▸ **GIVEN INFORMATION**
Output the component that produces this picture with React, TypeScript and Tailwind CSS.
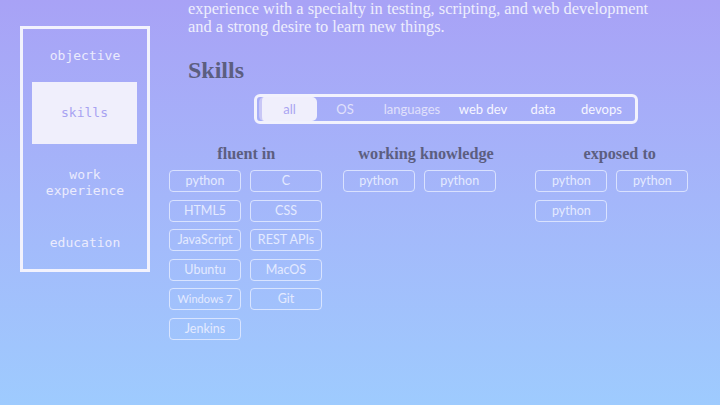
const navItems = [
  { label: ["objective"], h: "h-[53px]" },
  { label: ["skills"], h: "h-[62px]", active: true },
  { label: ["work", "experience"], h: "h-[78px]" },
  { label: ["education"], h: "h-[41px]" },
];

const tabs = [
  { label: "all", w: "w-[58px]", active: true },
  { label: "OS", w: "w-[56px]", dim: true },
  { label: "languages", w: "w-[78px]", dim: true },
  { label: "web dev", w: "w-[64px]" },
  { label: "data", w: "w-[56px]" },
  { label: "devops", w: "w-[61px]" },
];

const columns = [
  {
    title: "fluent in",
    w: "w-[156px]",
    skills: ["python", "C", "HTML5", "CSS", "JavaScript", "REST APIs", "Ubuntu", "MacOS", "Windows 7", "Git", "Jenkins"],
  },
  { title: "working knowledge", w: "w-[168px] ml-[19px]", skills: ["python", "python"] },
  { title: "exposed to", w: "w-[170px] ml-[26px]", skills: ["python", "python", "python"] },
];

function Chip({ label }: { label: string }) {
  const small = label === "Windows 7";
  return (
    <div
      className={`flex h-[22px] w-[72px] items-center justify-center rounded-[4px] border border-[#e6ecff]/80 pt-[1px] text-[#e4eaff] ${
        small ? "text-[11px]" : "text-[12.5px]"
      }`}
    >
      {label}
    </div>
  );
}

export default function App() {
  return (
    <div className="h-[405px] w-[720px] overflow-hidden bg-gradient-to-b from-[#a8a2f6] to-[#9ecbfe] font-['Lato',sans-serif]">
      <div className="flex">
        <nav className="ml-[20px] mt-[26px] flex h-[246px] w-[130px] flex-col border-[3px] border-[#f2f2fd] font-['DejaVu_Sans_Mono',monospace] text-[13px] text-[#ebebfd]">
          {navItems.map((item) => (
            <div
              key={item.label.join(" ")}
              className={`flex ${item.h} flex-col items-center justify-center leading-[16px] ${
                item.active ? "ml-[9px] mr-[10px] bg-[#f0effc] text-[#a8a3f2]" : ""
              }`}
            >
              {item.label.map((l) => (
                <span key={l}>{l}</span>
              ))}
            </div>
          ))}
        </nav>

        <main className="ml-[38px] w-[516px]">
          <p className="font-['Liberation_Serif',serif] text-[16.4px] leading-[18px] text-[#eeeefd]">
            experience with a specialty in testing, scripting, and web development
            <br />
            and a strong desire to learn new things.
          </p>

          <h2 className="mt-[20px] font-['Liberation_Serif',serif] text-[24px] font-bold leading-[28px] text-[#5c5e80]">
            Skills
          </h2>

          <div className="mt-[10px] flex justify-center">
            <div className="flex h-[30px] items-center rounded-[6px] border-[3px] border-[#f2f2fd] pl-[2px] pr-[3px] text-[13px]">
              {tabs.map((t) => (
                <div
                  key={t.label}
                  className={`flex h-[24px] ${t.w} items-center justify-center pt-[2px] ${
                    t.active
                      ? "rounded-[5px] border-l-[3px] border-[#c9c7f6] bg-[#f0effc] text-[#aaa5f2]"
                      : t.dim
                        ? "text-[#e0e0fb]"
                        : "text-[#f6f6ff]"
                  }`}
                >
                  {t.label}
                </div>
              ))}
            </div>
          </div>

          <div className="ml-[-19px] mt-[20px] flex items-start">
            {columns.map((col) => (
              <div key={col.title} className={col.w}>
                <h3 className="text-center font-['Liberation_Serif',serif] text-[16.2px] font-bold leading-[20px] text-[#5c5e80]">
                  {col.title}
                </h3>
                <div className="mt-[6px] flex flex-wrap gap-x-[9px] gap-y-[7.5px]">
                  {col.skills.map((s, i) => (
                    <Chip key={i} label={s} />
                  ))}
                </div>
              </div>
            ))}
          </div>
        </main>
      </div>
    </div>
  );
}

▸ **DESCRIPTION OF THE TASK**
Check every line of the data, and copy the ones that contain "with".

▸ **EXERCISE RESULT**
Output the component that produces this picture with React, TypeScript and Tailwind CSS.
            experience with a specialty in testing, scripting, and web development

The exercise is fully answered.